— start SUPPLIED INFORMATION —

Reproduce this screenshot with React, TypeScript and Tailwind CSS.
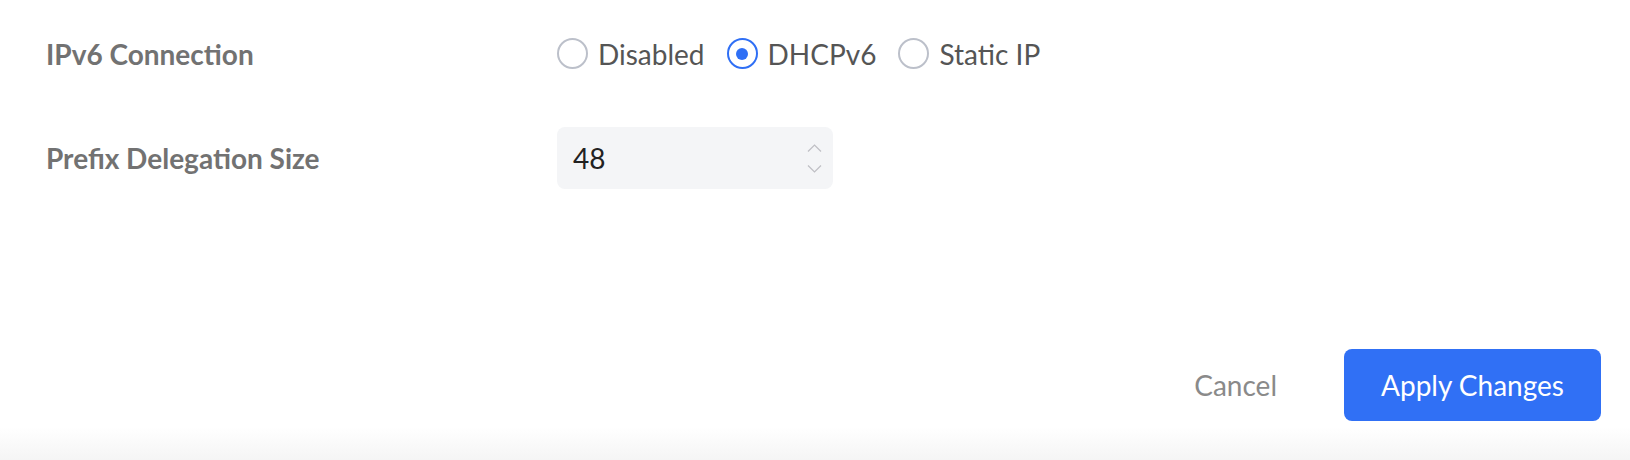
import React, { useState } from 'react';

const options = ['Disabled', 'DHCPv6', 'Static IP'];

const Radio = ({ label, checked, onClick }: { label: string; checked: boolean; onClick: () => void }) => (
  <button onClick={onClick} className="flex items-center gap-[10px]">
    <span
      className={
        checked
          ? 'flex h-[31px] w-[31px] items-center justify-center rounded-full border-2 border-[#2f6ff5]'
          : 'flex h-[31px] w-[31px] items-center justify-center rounded-full border-2 border-[#bcc0ca]'
      }
    >
      {checked && <span className="h-[12px] w-[12px] rounded-full bg-[#2f6ff5]" />}
    </span>
    <span className="text-[28px] leading-none text-[#555555]">{label}</span>
  </button>
);

const App = () => {
  const [mode, setMode] = useState('DHCPv6');
  const [size, setSize] = useState(48);

  return (
    <div className="flex h-[460px] w-full flex-col bg-white font-['Lato',sans-serif]">
      <div className="pl-[46px] pt-[38px]">
        <div className="flex h-[31px] items-center">
          <div className="w-[511px] text-[28px] font-bold text-[#727272]">IPv6 Connection</div>
          <div className="flex items-center gap-[22px]">
            {options.map((o) => (
              <Radio key={o} label={o} checked={mode === o} onClick={() => setMode(o)} />
            ))}
          </div>
        </div>

        <div className="mt-[58px] flex items-center">
          <div className="w-[511px] text-[28px] font-bold text-[#727272]">Prefix Delegation Size</div>
          <div className="flex h-[62px] w-[276px] items-center justify-between rounded-[8px] bg-[#f4f5f7] pl-[16px] pr-[11px]">
            <span className="text-[28px] text-[#222222]">{size}</span>
            <div className="flex flex-col gap-[13px]">
              <svg onClick={() => setSize(size + 1)} width="15" height="8" viewBox="0 0 15 8" fill="none" stroke="#bfbfc4" strokeWidth="1.2">
                <path d="M1 7.5L7.5 1L14 7.5" />
              </svg>
              <svg onClick={() => setSize(size - 1)} width="15" height="8" viewBox="0 0 15 8" fill="none" stroke="#bfbfc4" strokeWidth="1.2">
                <path d="M1 0.5L7.5 7L14 0.5" />
              </svg>
            </div>
          </div>
        </div>
      </div>

      <div className="mt-[160px] flex items-center justify-end pr-[29px]">
        <button className="mr-[67px] text-[28px] text-[#8a8a8a]">Cancel</button>
        <button className="h-[72px] w-[257px] rounded-[8px] bg-[#3070f5] text-[28px] text-white">Apply Changes</button>
      </div>

      <div className="mt-auto h-[33px] bg-gradient-to-b from-white to-[#f5f5f5]" />
    </div>
  );
};

export default App;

— end SUPPLIED INFORMATION —

(THE REQUEST)
Leave the images out, please, and restate each line word for word.

(COMPLETED EXERCISE)
Reproduce this screenshot with React, TypeScript and Tailwind CSS.
import React, { useState } from 'react';

const options = ['Disabled', 'DHCPv6', 'Static IP'];

const Radio = ({ label, checked, onClick }: { label: string; checked: boolean; onClick: () => void }) => (
  <button onClick={onClick} className="flex items-center gap-[10px]">
    <span
      className={
        checked
          ? 'flex h-[31px] w-[31px] items-center justify-center rounded-full border-2 border-[#2f6ff5]'
          : 'flex h-[31px] w-[31px] items-center justify-center rounded-full border-2 border-[#bcc0ca]'
      }
    >
      {checked && <span className="h-[12px] w-[12px] rounded-full bg-[#2f6ff5]" />}
    </span>
    <span className="text-[28px] leading-none text-[#555555]">{label}</span>
  </button>
);

const App = () => {
  const [mode, setMode] = useState('DHCPv6');
  const [size, setSize] = useState(48);

  return (
    <div className="flex h-[460px] w-full flex-col bg-white font-['Lato',sans-serif]">
      <div className="pl-[46px] pt-[38px]">
        <div className="flex h-[31px] items-center">
          <div className="w-[511px] text-[28px] font-bold text-[#727272]">IPv6 Connection</div>
          <div className="flex items-center gap-[22px]">
            {options.map((o) => (
              <Radio key={o} label={o} checked={mode === o} onClick={() => setMode(o)} />
            ))}
          </div>
        </div>

        <div className="mt-[58px] flex items-center">
          <div className="w-[511px] text-[28px] font-bold text-[#727272]">Prefix Delegation Size</div>
          <div className="flex h-[62px] w-[276px] items-center justify-between rounded-[8px] bg-[#f4f5f7] pl-[16px] pr-[11px]">
            <span className="text-[28px] text-[#222222]">{size}</span>
            <div className="flex flex-col gap-[13px]">
              <svg onClick={() => setSize(size + 1)} width="15" height="8" viewBox="0 0 15 8" fill="none" stroke="#bfbfc4" strokeWidth="1.2">
                <path d="M1 7.5L7.5 1L14 7.5" />
              </svg>
              <svg onClick={() => setSize(size - 1)} width="15" height="8" viewBox="0 0 15 8" fill="none" stroke="#bfbfc4" strokeWidth="1.2">
                <path d="M1 0.5L7.5 7L14 0.5" />
              </svg>
            </div>
          </div>
        </div>
      </div>

      <div className="mt-[160px] flex items-center justify-end pr-[29px]">
        <button className="mr-[67px] text-[28px] text-[#8a8a8a]">Cancel</button>
        <button className="h-[72px] w-[257px] rounded-[8px] bg-[#3070f5] text-[28px] text-white">Apply Changes</button>
      </div>

      <div className="mt-auto h-[33px] bg-gradient-to-b from-white to-[#f5f5f5]" />
    </div>
  );
};

export default App;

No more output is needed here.